# What the task requires
From the listing below, pick out each line with the word "page".

# Recorded information
::::
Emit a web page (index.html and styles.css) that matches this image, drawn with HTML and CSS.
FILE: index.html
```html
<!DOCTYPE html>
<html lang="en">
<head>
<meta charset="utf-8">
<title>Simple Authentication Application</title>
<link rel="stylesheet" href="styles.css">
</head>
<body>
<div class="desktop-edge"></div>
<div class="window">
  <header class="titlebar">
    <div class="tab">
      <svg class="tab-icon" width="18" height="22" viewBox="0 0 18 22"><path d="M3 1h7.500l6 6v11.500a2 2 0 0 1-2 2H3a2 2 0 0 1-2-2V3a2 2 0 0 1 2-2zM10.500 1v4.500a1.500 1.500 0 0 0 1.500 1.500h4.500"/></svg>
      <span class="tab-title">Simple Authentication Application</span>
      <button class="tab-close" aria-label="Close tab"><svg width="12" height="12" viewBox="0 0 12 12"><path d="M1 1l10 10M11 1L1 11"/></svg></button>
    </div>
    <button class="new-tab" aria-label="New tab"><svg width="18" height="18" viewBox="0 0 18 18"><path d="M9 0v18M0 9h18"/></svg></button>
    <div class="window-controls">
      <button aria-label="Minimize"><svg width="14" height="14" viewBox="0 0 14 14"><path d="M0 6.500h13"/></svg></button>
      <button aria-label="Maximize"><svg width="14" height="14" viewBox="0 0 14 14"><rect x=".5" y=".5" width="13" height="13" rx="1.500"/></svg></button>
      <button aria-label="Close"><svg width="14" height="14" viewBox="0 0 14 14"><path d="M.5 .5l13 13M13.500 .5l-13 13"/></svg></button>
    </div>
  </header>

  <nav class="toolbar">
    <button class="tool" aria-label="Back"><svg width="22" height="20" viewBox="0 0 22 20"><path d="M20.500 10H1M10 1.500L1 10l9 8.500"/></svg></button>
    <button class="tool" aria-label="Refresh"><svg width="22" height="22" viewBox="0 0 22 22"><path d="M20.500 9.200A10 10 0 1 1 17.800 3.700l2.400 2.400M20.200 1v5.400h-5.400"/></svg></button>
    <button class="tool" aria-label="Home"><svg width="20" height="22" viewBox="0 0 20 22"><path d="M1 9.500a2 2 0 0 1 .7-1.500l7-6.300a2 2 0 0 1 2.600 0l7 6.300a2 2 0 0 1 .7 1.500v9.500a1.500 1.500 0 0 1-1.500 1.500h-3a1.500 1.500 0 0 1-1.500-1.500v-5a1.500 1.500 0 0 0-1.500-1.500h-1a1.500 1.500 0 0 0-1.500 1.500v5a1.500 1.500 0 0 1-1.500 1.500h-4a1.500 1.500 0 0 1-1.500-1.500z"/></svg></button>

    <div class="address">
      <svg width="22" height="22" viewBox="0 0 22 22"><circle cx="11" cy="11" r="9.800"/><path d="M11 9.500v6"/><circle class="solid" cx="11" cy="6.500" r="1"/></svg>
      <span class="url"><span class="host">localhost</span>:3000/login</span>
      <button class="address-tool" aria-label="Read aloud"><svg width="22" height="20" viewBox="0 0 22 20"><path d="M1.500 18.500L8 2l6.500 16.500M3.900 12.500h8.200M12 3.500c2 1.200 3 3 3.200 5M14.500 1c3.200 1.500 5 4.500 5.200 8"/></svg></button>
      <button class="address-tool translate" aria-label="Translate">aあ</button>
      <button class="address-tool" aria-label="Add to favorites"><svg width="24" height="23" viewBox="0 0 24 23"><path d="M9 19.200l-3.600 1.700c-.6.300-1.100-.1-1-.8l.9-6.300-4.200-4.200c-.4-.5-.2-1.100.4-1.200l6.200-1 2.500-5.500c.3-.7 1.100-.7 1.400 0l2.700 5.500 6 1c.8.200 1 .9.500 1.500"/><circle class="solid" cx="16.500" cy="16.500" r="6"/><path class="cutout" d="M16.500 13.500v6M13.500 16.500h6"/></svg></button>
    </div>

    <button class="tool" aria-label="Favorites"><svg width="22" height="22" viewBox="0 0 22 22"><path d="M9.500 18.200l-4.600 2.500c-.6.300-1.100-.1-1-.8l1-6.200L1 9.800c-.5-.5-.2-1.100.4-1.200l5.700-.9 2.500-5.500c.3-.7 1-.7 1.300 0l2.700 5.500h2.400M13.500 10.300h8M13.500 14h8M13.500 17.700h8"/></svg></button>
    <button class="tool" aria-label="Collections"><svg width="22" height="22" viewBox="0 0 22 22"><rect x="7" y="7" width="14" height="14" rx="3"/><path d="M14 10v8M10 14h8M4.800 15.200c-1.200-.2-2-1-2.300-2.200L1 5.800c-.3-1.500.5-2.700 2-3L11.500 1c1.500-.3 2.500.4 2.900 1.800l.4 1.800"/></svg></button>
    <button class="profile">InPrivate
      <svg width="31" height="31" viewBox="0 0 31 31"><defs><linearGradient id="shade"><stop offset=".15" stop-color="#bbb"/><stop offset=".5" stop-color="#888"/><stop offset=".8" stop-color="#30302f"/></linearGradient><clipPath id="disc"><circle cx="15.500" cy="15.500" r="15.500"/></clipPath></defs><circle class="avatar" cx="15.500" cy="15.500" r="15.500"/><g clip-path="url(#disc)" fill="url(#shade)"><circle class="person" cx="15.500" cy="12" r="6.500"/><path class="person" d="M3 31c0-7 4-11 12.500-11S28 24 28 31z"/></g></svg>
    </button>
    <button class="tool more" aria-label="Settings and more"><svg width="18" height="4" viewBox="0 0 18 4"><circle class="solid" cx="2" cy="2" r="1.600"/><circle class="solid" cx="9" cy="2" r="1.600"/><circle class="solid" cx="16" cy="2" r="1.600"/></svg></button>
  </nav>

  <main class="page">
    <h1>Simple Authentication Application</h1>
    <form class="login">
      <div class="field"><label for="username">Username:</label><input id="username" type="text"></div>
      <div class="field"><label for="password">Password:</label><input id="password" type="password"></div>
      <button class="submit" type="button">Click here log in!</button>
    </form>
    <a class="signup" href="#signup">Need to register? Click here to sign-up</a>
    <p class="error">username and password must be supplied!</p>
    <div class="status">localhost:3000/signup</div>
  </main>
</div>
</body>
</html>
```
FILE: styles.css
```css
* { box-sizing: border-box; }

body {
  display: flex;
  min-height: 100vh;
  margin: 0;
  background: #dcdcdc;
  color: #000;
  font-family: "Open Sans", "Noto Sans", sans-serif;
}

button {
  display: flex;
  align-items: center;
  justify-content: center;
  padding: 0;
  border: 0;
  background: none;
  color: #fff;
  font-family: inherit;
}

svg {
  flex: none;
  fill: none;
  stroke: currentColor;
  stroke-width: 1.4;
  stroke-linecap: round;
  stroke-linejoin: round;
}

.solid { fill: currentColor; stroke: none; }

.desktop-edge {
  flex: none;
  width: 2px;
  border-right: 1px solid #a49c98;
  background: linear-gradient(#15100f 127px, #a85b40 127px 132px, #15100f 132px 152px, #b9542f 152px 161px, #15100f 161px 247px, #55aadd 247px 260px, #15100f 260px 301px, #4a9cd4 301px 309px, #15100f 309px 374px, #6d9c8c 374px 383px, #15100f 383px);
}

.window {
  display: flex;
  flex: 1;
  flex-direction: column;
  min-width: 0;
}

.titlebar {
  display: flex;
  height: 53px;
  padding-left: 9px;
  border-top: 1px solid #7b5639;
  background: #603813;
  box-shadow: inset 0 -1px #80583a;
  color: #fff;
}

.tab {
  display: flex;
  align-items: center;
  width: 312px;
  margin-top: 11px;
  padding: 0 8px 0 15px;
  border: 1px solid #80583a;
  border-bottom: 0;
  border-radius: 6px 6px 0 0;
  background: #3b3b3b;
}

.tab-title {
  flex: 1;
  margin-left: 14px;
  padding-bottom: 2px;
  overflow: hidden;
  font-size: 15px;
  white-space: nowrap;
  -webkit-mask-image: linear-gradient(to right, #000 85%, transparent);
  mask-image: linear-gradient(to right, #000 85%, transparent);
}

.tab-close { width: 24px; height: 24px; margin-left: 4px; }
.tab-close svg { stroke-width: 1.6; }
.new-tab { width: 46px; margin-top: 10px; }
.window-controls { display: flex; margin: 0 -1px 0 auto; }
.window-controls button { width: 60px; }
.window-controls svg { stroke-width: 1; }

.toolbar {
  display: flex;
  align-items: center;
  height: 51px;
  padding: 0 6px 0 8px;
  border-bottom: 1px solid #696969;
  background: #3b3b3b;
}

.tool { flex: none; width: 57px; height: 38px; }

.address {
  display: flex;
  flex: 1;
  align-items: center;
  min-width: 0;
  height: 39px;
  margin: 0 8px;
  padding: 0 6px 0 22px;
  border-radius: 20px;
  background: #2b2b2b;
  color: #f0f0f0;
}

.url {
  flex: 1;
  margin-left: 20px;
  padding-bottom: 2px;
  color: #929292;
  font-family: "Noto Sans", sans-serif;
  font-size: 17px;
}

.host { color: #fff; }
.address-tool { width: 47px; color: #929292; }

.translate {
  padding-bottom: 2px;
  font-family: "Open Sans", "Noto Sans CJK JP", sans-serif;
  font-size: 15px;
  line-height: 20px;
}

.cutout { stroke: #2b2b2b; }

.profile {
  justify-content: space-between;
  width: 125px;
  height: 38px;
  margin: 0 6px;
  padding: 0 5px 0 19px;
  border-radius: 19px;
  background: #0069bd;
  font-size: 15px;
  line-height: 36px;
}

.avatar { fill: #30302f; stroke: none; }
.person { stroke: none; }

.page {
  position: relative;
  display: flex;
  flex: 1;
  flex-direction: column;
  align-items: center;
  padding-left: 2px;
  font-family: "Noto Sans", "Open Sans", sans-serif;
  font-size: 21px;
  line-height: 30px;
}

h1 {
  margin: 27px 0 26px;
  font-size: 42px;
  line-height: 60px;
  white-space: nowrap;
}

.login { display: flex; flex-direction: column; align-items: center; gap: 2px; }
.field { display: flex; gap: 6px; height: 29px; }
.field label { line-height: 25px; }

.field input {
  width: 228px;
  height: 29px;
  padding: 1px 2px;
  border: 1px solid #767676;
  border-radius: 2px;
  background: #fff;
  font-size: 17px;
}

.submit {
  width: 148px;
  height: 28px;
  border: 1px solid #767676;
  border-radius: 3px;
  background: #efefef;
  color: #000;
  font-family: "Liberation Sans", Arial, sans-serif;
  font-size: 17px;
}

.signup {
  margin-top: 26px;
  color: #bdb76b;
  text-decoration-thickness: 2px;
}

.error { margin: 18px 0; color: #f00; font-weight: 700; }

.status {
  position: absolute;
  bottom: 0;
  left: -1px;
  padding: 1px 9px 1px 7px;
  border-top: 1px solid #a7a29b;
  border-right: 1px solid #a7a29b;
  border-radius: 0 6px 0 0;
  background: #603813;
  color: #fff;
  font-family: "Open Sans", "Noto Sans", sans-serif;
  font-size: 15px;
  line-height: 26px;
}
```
::::
# Response to the task
Emit a web page (index.html and styles.css) that matches this image, drawn with HTML and CSS.
  <main class="page">
.page {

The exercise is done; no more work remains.